[Source data]
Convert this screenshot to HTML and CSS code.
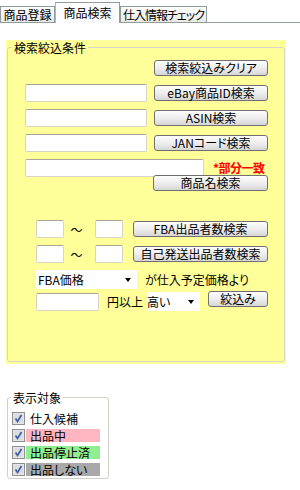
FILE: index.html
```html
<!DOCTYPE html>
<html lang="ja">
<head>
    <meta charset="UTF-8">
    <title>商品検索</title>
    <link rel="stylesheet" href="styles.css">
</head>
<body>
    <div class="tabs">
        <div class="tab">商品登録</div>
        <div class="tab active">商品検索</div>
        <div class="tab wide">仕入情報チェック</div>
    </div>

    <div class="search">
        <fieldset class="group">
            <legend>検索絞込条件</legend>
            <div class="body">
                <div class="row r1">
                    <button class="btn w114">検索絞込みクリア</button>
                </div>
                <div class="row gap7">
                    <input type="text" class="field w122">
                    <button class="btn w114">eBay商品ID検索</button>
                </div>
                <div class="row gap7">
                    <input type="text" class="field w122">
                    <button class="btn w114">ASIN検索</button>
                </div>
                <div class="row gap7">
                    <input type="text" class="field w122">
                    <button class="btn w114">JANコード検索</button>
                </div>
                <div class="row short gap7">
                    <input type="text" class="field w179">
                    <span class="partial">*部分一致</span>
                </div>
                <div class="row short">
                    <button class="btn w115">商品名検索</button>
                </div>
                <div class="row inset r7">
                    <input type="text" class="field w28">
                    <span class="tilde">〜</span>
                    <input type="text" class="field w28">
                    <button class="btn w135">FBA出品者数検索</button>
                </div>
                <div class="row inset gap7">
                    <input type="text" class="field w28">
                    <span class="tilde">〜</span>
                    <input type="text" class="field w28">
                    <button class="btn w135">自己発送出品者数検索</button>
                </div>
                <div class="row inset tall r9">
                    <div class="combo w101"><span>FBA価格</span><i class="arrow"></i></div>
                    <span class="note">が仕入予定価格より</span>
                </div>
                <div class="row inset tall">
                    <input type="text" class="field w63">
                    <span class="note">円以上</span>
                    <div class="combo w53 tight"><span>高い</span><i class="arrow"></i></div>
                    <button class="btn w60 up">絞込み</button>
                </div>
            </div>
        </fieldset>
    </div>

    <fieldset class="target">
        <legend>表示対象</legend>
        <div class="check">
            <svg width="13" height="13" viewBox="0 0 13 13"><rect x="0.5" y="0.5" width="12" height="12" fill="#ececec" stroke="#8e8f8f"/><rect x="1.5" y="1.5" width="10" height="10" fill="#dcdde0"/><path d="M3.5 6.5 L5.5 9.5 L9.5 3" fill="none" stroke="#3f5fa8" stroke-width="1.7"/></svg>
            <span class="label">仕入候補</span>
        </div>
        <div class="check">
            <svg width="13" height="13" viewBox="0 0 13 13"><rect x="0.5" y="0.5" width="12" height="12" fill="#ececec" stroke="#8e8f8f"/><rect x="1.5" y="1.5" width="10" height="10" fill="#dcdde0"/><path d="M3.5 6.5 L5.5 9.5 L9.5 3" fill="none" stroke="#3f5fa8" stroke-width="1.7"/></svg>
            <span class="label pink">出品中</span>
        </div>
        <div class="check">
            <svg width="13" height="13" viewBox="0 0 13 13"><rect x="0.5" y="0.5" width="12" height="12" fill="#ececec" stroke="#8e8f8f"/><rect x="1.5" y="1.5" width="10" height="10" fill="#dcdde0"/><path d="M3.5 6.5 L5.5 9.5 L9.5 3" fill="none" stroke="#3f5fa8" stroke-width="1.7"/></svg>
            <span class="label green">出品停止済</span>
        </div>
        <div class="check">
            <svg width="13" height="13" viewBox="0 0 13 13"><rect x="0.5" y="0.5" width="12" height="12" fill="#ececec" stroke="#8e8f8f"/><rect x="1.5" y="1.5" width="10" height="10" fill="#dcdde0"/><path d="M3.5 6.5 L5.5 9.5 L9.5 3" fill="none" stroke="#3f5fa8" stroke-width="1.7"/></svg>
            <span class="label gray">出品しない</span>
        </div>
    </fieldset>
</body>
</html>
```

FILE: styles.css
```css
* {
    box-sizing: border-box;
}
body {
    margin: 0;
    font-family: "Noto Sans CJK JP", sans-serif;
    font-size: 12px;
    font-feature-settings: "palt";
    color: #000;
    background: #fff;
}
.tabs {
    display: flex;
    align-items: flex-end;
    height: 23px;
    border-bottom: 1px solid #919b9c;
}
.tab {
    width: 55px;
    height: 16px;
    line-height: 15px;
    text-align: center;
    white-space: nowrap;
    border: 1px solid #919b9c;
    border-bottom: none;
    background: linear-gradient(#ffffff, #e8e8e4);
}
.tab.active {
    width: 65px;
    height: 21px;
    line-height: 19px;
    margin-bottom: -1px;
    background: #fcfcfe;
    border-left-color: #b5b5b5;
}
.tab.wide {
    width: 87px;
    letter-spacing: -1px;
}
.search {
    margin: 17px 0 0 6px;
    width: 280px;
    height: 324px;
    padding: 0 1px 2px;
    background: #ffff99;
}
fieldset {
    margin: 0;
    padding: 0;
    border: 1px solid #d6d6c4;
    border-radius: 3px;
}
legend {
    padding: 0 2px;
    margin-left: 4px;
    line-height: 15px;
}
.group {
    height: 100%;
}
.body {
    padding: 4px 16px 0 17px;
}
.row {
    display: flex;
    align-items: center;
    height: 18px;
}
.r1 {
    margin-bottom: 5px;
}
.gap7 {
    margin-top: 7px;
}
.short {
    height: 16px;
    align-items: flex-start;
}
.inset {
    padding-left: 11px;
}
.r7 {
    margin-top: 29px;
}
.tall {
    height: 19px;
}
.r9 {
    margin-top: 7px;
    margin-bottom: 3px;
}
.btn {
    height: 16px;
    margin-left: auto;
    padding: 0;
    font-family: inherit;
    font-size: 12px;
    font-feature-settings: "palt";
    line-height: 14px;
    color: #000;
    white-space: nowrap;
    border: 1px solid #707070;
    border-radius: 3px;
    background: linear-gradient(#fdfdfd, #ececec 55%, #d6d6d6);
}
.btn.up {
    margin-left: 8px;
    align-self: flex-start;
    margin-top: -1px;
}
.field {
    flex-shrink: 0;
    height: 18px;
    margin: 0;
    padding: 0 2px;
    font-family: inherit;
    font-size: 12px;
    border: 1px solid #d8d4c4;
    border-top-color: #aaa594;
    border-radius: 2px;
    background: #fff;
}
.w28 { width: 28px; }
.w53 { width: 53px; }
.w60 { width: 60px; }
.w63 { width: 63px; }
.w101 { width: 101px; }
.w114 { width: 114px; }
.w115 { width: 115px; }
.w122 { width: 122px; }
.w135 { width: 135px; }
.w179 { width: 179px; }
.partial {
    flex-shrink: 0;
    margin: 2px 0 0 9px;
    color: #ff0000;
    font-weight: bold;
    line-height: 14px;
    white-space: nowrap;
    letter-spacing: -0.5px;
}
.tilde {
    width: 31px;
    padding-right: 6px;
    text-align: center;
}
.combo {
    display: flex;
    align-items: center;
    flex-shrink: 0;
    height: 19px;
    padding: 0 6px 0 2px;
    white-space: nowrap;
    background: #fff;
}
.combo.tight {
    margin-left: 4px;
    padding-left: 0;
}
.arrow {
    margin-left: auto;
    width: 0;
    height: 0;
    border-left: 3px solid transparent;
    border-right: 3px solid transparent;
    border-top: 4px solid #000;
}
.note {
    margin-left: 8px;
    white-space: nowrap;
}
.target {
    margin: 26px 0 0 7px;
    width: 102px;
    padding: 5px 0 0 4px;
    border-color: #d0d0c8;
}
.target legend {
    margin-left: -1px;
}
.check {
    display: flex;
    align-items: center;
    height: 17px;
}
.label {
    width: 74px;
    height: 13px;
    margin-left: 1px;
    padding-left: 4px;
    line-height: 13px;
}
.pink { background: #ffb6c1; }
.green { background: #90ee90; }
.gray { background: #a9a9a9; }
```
--
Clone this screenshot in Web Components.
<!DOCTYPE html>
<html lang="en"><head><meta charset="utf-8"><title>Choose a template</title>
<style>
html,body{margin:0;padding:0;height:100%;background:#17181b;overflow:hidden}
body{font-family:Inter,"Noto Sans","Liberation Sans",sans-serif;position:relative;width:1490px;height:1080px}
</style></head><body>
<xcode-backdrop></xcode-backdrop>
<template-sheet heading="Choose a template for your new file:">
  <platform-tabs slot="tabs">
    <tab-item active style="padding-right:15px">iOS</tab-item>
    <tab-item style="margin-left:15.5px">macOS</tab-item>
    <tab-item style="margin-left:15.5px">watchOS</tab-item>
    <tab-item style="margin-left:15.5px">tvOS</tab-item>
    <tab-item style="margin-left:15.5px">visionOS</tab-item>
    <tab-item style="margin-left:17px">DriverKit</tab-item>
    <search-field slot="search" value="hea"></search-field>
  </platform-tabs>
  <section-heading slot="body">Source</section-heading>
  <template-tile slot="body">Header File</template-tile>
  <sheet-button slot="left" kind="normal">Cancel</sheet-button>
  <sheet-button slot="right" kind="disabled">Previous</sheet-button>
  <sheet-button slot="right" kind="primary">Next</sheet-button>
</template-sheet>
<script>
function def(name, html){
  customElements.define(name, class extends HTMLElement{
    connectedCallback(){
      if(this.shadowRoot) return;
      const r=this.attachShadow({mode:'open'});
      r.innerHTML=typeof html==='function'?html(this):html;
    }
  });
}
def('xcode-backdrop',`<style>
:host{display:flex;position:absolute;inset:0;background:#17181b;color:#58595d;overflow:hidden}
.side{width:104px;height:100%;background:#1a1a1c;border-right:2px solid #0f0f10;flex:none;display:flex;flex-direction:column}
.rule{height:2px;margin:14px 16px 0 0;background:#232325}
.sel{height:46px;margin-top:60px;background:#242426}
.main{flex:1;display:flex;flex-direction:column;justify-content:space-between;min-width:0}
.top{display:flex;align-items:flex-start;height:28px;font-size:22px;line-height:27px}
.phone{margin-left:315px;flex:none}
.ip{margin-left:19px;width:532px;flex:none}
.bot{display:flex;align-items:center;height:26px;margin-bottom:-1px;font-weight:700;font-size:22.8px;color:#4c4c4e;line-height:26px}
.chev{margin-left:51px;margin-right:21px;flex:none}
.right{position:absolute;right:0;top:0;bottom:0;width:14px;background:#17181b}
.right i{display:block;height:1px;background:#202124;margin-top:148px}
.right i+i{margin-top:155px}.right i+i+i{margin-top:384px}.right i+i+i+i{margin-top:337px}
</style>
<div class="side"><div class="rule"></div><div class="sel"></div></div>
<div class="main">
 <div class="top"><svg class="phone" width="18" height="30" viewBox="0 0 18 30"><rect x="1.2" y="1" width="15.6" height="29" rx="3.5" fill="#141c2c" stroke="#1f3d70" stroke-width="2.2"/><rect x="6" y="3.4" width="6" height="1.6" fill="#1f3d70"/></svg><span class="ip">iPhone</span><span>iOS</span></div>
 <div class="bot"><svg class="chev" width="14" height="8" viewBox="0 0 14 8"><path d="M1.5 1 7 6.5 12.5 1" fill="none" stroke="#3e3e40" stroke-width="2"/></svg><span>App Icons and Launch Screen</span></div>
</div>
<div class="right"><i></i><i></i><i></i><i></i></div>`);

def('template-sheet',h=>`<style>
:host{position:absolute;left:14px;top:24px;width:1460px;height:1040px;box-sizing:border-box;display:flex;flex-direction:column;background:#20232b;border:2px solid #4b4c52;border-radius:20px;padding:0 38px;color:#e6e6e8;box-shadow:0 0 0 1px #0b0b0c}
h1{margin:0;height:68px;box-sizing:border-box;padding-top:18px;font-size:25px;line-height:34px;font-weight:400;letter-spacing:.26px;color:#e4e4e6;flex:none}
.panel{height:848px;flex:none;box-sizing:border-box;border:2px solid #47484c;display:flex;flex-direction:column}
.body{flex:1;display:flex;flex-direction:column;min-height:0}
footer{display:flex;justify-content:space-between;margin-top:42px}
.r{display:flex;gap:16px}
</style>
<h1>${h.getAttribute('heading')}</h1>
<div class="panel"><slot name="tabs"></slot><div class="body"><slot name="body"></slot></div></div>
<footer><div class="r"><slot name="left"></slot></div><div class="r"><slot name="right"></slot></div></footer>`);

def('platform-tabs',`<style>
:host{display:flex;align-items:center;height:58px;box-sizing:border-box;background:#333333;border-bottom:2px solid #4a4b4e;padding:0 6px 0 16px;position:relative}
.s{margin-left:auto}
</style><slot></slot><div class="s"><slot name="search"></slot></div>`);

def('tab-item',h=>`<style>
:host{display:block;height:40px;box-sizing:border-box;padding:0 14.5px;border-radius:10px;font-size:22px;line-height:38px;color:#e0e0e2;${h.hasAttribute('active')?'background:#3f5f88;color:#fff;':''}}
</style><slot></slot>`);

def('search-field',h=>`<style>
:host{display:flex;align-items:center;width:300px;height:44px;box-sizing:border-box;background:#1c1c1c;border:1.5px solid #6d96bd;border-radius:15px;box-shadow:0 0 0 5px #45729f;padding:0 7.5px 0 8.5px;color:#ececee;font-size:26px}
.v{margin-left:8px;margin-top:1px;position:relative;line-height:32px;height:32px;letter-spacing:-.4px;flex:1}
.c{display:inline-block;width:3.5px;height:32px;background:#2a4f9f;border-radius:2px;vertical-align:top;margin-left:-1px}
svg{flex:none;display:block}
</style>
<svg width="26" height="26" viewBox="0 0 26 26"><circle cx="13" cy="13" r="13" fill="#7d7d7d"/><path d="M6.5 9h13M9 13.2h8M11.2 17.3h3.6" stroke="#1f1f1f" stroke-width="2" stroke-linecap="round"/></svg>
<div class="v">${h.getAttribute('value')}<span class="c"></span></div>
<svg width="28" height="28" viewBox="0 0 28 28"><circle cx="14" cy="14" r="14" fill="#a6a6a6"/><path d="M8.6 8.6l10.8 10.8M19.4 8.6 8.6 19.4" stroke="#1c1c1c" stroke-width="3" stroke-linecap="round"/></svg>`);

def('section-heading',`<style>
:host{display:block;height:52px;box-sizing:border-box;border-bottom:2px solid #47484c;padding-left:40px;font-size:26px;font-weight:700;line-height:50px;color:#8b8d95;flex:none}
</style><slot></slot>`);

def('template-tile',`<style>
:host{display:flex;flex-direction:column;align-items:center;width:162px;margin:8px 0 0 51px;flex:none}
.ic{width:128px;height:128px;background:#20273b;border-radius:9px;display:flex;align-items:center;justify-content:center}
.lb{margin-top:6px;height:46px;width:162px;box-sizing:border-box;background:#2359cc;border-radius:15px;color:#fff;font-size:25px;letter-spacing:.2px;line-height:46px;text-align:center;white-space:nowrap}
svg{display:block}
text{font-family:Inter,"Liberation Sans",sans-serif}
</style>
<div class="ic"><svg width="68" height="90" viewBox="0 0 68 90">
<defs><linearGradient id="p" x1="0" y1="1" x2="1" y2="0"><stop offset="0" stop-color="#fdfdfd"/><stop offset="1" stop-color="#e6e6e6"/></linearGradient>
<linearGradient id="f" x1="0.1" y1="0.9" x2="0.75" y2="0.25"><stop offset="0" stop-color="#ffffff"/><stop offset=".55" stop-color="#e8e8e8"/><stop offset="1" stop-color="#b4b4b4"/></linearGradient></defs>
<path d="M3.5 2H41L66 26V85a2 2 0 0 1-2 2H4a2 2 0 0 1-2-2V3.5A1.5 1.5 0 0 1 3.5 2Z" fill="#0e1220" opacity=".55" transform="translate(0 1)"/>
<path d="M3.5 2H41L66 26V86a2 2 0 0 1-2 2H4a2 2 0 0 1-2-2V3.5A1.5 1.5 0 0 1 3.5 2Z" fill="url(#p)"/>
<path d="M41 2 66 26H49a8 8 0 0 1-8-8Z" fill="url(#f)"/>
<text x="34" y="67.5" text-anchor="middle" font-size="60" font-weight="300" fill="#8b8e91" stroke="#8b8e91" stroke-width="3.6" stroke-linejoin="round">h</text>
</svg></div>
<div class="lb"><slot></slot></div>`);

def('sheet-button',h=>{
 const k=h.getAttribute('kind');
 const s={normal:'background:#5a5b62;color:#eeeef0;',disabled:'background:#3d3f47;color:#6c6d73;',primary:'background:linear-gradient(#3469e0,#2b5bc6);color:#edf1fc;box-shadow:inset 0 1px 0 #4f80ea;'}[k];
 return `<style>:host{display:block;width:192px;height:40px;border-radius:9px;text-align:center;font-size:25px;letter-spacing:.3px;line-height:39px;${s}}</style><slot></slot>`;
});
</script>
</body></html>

- **STATED GOAL**
Each line containing the word "this" counts once; say how many such lines there are, giving only the number.

- **SOLVED PROBLEM**
5